(Excerpt from a dataset)

* * * * * * *

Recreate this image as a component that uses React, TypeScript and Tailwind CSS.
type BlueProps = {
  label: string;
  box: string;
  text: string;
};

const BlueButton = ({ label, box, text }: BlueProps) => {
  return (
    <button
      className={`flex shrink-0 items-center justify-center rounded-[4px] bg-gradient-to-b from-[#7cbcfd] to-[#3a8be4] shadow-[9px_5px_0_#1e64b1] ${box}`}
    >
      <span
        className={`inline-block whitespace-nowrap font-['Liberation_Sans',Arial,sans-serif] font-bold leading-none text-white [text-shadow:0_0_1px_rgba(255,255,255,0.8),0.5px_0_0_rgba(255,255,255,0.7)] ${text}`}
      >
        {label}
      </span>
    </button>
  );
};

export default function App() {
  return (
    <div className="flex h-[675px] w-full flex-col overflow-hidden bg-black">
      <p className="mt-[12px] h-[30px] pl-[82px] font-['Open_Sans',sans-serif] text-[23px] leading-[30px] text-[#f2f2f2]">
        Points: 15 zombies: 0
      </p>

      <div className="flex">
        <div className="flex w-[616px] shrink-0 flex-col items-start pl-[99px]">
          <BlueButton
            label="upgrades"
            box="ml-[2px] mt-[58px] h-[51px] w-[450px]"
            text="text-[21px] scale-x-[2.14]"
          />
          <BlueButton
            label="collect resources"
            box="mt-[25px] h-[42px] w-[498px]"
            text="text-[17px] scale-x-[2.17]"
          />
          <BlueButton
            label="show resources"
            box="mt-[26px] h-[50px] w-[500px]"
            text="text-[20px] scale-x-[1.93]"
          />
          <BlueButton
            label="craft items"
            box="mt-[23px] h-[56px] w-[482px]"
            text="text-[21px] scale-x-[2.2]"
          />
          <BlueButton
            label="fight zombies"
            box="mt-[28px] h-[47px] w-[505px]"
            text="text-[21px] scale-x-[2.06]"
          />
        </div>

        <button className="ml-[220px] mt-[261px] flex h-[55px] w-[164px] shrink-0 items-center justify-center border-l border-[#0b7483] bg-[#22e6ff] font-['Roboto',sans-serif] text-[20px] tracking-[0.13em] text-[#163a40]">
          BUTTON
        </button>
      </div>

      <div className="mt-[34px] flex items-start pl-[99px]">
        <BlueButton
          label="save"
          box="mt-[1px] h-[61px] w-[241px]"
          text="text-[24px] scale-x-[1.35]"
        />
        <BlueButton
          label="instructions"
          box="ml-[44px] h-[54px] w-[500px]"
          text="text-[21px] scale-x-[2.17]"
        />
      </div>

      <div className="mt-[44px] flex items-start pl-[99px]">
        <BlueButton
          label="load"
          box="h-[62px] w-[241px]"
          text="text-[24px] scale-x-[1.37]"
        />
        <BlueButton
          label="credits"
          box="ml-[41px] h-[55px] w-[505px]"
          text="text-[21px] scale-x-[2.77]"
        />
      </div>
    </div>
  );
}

* * * * * * *

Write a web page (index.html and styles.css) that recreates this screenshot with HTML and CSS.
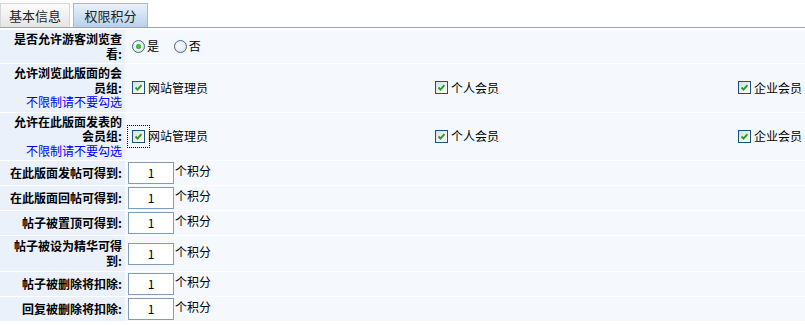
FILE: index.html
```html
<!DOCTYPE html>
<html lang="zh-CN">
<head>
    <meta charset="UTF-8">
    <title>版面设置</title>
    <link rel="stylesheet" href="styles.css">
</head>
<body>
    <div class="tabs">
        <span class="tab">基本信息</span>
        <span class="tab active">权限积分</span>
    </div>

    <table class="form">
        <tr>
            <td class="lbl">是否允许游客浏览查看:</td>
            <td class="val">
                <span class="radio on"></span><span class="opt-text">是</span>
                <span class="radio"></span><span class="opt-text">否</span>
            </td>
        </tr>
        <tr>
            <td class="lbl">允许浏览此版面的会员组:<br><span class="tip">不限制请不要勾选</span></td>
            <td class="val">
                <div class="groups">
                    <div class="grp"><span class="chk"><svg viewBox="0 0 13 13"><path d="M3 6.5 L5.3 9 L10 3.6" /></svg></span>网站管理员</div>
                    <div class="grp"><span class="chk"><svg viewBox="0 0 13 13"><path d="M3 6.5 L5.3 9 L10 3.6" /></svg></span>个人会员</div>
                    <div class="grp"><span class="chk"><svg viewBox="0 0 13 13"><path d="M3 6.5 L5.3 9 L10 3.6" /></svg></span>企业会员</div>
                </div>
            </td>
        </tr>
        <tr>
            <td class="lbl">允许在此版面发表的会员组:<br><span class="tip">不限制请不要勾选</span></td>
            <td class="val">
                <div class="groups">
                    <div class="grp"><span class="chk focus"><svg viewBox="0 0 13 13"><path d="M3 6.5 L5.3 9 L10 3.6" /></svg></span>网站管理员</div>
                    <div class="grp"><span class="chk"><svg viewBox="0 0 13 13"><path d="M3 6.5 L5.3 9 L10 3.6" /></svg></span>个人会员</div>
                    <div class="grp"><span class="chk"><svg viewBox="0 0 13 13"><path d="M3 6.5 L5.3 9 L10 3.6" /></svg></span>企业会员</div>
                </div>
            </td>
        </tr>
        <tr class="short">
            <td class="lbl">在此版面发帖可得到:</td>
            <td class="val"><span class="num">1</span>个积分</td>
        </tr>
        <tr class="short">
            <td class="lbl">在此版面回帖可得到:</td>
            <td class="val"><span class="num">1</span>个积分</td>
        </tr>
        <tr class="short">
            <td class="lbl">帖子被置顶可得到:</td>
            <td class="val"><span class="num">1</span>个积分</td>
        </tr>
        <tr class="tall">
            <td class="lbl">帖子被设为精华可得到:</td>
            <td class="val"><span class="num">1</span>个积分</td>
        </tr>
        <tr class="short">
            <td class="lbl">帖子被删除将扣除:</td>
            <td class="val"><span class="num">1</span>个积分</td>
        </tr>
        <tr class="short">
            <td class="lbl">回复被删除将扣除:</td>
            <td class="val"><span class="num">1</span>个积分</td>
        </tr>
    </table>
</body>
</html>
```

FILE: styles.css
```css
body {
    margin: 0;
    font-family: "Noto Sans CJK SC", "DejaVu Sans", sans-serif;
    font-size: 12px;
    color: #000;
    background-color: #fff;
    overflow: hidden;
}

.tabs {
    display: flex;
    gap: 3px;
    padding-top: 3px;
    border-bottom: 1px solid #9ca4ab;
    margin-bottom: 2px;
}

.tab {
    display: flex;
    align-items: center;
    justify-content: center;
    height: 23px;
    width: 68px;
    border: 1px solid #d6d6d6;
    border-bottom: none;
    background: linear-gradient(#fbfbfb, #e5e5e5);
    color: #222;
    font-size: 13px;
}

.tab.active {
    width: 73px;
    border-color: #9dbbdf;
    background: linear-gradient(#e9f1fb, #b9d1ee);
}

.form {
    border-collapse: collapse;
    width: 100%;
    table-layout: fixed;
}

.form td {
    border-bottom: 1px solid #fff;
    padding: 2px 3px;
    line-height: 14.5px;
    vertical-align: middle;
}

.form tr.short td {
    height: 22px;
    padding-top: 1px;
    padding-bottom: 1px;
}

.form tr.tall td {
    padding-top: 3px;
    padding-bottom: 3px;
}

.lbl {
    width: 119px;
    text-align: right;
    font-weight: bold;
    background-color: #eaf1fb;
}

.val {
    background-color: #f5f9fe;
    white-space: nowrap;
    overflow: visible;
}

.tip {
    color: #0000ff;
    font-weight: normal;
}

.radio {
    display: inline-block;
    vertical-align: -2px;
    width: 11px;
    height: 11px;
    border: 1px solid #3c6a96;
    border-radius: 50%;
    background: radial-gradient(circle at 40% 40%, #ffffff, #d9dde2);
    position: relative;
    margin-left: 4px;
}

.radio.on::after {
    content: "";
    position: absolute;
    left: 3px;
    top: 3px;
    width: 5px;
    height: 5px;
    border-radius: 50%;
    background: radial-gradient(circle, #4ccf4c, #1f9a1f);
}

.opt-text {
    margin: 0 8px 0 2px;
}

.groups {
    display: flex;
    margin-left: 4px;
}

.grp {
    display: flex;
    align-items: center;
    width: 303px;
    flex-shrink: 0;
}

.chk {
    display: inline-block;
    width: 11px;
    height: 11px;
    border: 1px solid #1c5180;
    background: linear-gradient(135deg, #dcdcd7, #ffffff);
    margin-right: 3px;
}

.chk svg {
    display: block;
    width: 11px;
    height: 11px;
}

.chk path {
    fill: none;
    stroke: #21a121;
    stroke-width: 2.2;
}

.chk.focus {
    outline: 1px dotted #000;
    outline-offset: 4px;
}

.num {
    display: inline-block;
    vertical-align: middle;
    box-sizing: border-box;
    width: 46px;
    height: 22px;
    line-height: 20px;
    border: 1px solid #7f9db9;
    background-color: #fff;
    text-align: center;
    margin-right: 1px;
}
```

* * * * * * *

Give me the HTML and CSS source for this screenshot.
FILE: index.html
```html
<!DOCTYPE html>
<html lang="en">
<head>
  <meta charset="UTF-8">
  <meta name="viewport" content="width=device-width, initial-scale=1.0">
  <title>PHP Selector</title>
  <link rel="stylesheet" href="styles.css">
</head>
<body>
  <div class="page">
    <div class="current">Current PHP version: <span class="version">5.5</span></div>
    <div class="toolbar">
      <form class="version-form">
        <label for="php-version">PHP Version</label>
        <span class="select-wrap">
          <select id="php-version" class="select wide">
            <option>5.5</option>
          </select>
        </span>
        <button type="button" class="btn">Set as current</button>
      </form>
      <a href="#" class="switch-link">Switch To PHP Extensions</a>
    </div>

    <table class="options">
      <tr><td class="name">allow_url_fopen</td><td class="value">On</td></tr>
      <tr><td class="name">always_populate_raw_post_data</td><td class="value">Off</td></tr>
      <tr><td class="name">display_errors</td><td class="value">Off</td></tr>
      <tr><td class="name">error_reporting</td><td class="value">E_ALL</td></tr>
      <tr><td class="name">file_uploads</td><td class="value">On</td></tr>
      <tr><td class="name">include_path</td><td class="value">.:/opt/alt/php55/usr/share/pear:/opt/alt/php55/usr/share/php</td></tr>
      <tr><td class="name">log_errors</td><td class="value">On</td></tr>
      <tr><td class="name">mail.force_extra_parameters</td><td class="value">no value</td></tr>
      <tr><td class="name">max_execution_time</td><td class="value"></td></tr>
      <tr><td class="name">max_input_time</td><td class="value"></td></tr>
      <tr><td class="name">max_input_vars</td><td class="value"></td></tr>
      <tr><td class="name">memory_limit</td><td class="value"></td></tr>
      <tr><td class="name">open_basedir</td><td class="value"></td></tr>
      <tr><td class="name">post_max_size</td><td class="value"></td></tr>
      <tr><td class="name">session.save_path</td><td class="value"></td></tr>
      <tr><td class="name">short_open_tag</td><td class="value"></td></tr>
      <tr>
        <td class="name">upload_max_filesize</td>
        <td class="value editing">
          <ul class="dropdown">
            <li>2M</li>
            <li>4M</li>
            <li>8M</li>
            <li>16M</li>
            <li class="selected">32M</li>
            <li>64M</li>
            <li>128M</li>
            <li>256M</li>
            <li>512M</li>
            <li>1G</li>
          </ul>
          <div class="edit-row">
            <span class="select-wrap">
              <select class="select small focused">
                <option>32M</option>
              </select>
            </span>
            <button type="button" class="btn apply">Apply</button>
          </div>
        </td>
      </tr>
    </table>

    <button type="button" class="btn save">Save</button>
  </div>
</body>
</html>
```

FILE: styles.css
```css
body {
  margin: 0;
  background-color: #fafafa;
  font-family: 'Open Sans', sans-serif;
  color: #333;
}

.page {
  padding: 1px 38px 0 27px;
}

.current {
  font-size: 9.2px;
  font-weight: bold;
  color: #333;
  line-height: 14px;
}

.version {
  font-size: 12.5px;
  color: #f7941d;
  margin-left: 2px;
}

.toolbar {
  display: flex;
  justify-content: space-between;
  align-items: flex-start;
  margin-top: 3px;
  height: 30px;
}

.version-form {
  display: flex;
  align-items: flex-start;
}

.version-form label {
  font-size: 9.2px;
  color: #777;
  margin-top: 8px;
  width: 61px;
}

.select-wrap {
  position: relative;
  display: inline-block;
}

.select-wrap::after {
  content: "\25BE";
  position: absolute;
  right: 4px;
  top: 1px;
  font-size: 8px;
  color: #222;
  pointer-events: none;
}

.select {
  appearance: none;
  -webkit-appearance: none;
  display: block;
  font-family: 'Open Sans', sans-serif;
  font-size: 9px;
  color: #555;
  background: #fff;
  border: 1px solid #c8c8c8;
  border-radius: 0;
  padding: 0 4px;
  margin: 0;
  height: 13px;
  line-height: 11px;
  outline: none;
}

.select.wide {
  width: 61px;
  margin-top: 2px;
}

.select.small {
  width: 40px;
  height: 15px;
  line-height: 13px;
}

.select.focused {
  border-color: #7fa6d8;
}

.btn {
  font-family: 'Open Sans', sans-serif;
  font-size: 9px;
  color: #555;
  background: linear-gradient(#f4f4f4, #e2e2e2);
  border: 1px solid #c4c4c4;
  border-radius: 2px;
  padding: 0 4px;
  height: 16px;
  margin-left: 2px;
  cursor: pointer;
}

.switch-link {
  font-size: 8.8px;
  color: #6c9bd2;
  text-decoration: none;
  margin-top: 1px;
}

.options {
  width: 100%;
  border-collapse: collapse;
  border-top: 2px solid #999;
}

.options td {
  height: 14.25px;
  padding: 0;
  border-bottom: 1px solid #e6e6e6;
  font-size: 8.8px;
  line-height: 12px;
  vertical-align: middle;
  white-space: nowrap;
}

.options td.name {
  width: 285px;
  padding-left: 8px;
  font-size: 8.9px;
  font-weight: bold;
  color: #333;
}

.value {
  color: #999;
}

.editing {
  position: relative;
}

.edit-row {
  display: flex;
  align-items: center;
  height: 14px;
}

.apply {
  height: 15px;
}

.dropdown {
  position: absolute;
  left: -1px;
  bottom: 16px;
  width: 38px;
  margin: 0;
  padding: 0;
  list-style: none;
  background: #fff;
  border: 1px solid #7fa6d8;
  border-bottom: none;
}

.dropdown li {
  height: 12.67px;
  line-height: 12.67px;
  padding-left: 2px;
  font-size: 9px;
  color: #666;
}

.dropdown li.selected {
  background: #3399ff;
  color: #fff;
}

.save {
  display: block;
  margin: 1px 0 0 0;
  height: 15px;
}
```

* * * * * * *

» OBJECTIVE: Show each line holding the word "screenshot".

» OUTPUT OF THE TASK:
Write a web page (index.html and styles.css) that recreates this screenshot with HTML and CSS.
Give me the HTML and CSS source for this screenshot.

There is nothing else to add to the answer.